Margaret Coffey - Speech & Language Therapist
RESEARCH: SWALLOWING AFTER LARYNGECTOMY.
How did you get into research?
My area of clinical expertise is swallowing rehabilitation, I was always interested in participating in research but the opportunities to do so seemed limited for AHPs. Working in the US with leaders in my field who combined research with clinical work inspired me to think about a clinical research career. On my return to London, my research aspirations became a reality through the outstanding support I received at Imperial College Healthcare NHS Trust. This support enabled me to make a successful application to the NIHR for a Clinical Doctoral Fellowship - kick-starting my clinical academic career.
What do you enjoy about research?
Research is so much more exciting and far less daunting than I imagined. I love the discovery involved in research and the ability to make a meaningful and patient-directed difference to clinical care. For me, research opened up a whole new world of skills, which enhanced my clinical practice. For instance, to my surprise, I really enjoyed learning about statistical analysis. This skill now helps me understand the evidence underpinning practice in my field.
What was the most difficult aspect of doing your PhD?
I have to admit that I enjoyed every minute of my PhD even the tough parts. Writing up and submitting my thesis was probably the most difficult part of my PhD but there was such a sense of accomplishment once it was completed and papers were published in peer-reviewed journals.
What difference has your research training and experience made to your career?
My research training and experience has increased my career options. Having a PhD has led to several opportunities. I now have a clinical pathway career path which allows me to combine a clinical post with a research one. As a result of my PhD, I now have the opportunity to share my research nationally and internationally.
What has made a difference to progressing your research career?
- Being in the right place at the right time. Working at Imperial College Healthcare NHS Trust, part of the first Academic Health Science Centre in the UK allowed me to access the expertise and support to make my dreams of having a research career a reality.
- Identifying the right mentors who not only encouraged me but helped advise on funding applications and with preparation for clinical academic interviews.
- The ability to be an effective networker and promote my work has been fundamental to my development as a Clinical Academic. It’s also been invaluable to develop support from peers within and outside my profession.

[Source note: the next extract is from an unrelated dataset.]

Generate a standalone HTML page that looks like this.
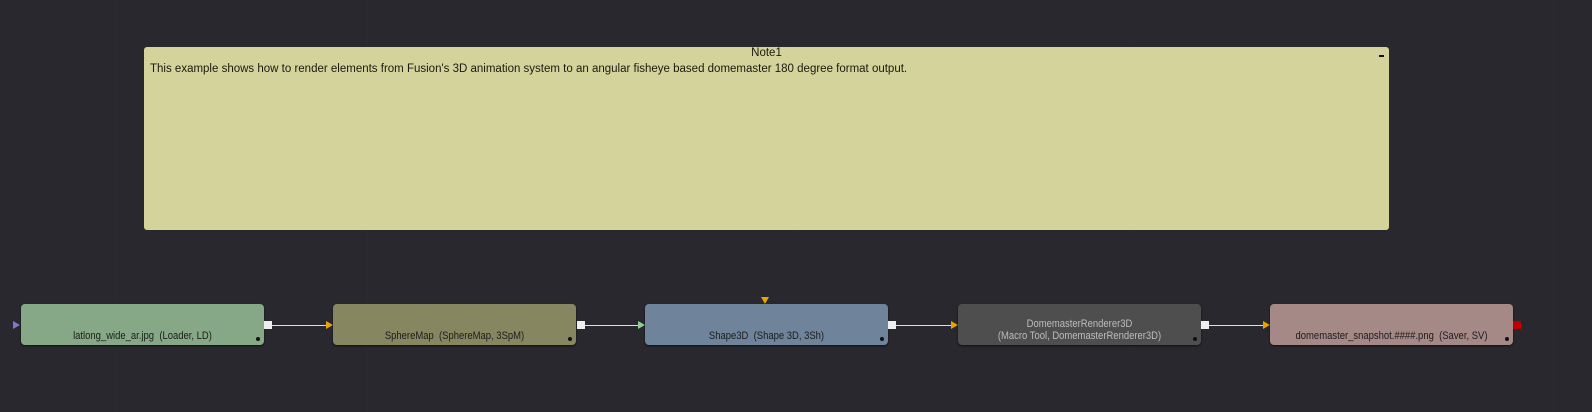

How has research changed your clinical practice?
Research has made me a stronger, more considered clinician. I now know how to implement evidence-based practice to improve outcomes in a meaningful way. I have the skills to involve patients in research from the initial steps of designing a study to delivering the project together.
Where do you see your clinical academic career going over the next five years?
I definitely want to combine clinical work with research. I hope to complete a NIHR Clinical Lectureship and to be on my way to attaining a NIHR Senior Clinical Lectureship position. I also want to mentor other AHPs to see research as a viable and enjoyable career option.